Sein Schlagen war damals Ausdruck seiner großen seelischen Not. Als sein Vater und ich in Begleitung eines Psychologen u.a. einen neuen Betreuungsplan herausarbeiteten, wurde seine Welt wieder sicherer, er selbst wurde sicherer und das Schlagen hörte auf.

Liebe Grüße
Miri

Helma Ziggenheimer hat gesagt…

Liebe Miri, mich beschäftigt die Thematik immer noch sehr - auch im Dialog mit Betroffenen. Und wenn sich für mich selbst eines immer mehr heraus"kristallisiert", so ist es weniger das Verhalten des Kindes als vielmehr die Reaktion der Eltern darauf etwas, das mich belastet. Eben auch aufgrund ihres Umgangs untereinander - nicht nur mit dem Kind.
In diesem Punkt belastet, weil hier für mich eine sehr emotionale Beziehung besteht.

Mir ist bewusst, dass das mein Thema ist und nicht das eines anderen, auch nicht das Thema von Betroffenen. Drum denke ich eben auch, dass ich mich hier vielleicht besser zurückziehen sollte.
Zu dem Thema "hauen" selbst habe ich gelesen, dass Kinder sich beschützt fühlen wollen, nicht nur die Kinder getrennter Eltern. Und dass sie sehr wohl wahrnehmen, wie ihre Eltern mit Situationen umgehen, auch dann, wenn sie beispielsweise ihre Eltern hauen. Zeigt sich der Elternteil wiederholt "schwach", verliert das Kind das Vertrauen darin, dass die Eltern es beschützen können. Weil sie nicht mal sich selbst schützen können. Ich denke, dass das gar nicht so abwegig ist. Und für mich die Frage erhebt, ab wann bei jemandem etwas schiefgegangen ist, der als Erwachsener andere Menschen schlägt?

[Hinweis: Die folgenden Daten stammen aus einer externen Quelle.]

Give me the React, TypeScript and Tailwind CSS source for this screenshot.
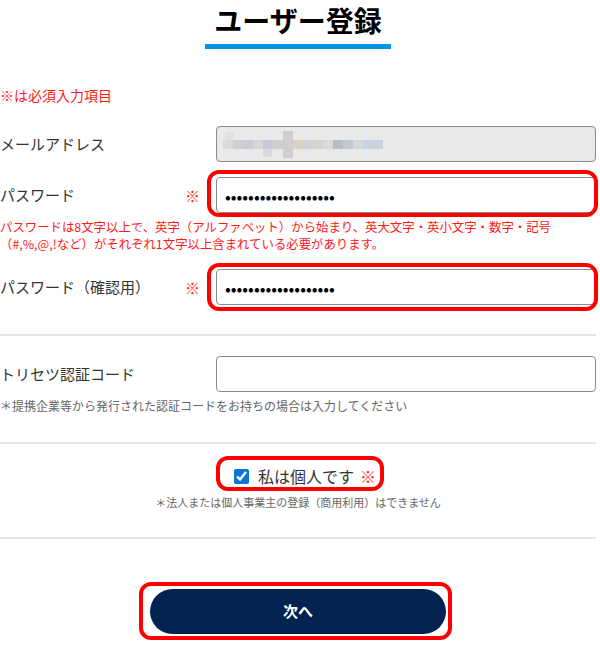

Helma Ziggenheimer hat gesagt…

...bzw. die Frage erhebt, warum der andere es zulässt.

Helma Ziggenheimer hat gesagt…

...und beide Seiten haben ihren Grundstein in der Kindheit, meistens jedenfalls. Und meistens wissen beide Seiten, was falsch ist - aber verhalten sich dennoch immer wieder gleich..
Weil sie sind wie sie sind?
Weil sie es nicht anders gelernt haben?